King Witch – Body of Light (Listenable Records)Tuesday, 12th May 2020
The birthland of doom metal, the UK has a rich heritage of quality bands over many decades – beyond forefathers Black Sabbath into Pagan Altar, My Dying Bride and Sleep. Aiming to keep the epic side of the genre alive and put some classic, traditional overtones into the mix we have Scottish quartet King Witch for their second full-length Body of Light. Already impressing this writer for 2018’s Under the Mountain for its mammoth riffs and massive vocal delivery from Laura Donnelly, you always hope that lightning can be delivered twice as its never easy to meet (or exceed) expectations when you’ve had such a sterling start. And even at its longer, hour-long playback, these nine tracks prove King Witch deserve every accolade given as seasoned musicians adding fire to the genre.
Smartly breaking up the typical longer tracks that go from the 8:22 “Return to Dust” all the way to the over ten-minute “Solstice I – She Burns” with regular six-minute and under offerings like the more Motörhead-ish barnstormer “Witches Mark” and evil, doom swinging title track. As a group they aren’t afraid to add exotic, feedback-oriented measures or often switch up tempos in low to high gear beyond their conventional heavy as hell doom riffs and punchy grooves. It’s as if the players know that they are capable of being adventurous and inject some serious progressive interplay during the instrumental sections of “Body of Light” and the closing passage of “Solstice I – She Burns” that are jaw dropping in execution and lift energy-levels to infinity. The tone and ingenious switches from guitarist Jamie Gilchrist take everything from Sabbath and Candlemass to Grand Magus and even older Blue Cheer bluesy / psychedelic nature to that next level of breathtaking doom excellence – from his slower, thoughtful measures to wah-wah power soloing during “Of Rock and Stone”, and the calmer, almost Old Western vibe portrayed throughout “Return to Dust” the man anchors the music with grace, passion, and versatility.

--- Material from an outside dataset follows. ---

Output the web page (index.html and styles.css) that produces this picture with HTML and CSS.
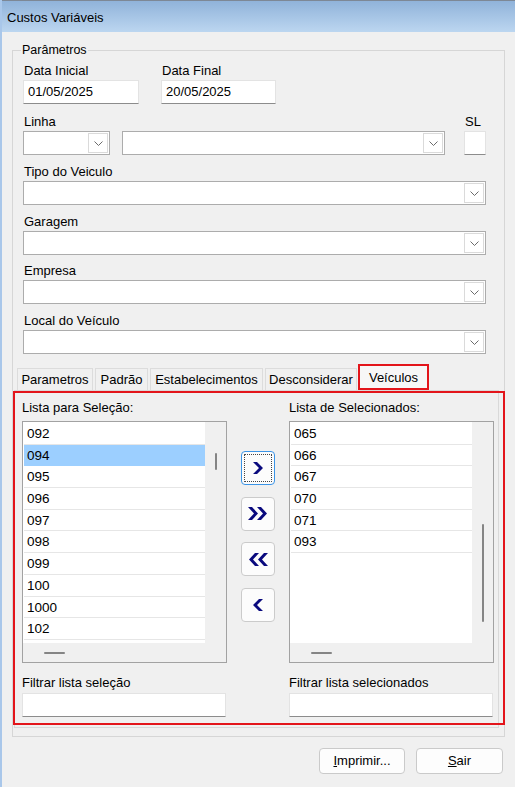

And then you have Laura Donnelly – a voice that maybe comes around in heavy metal once every decade. A true belter with soul and metal pipes, she can hold out high notes that send shivers down spines and make every hair follicle stand at full attention – one listen to her work on “Of Rock and Stone” or the closing epic “Beyond the Black Gate” proves she belongs in the class of Janis Joplin, Ann Wilson, or possibly the male compatriot to Messiah Marcolin of Candlemass. Her phrasing, her pacing, slow or fast – because of the performances at hand musically, she can stretch her voice anywhere necessary to wring out that extra special melody that turns heads and keeps listeners returning to the record again and again.
Normally bands two albums into their careers are still finding their footing – King Witch already have arrived in peak mode, and hopefully plan to stay there for a long ride. May they get the right tours and festivals in the coming years to spread their message to a world clamoring for more epic doom with titanic, bluesy heavy metal done almost to perfection.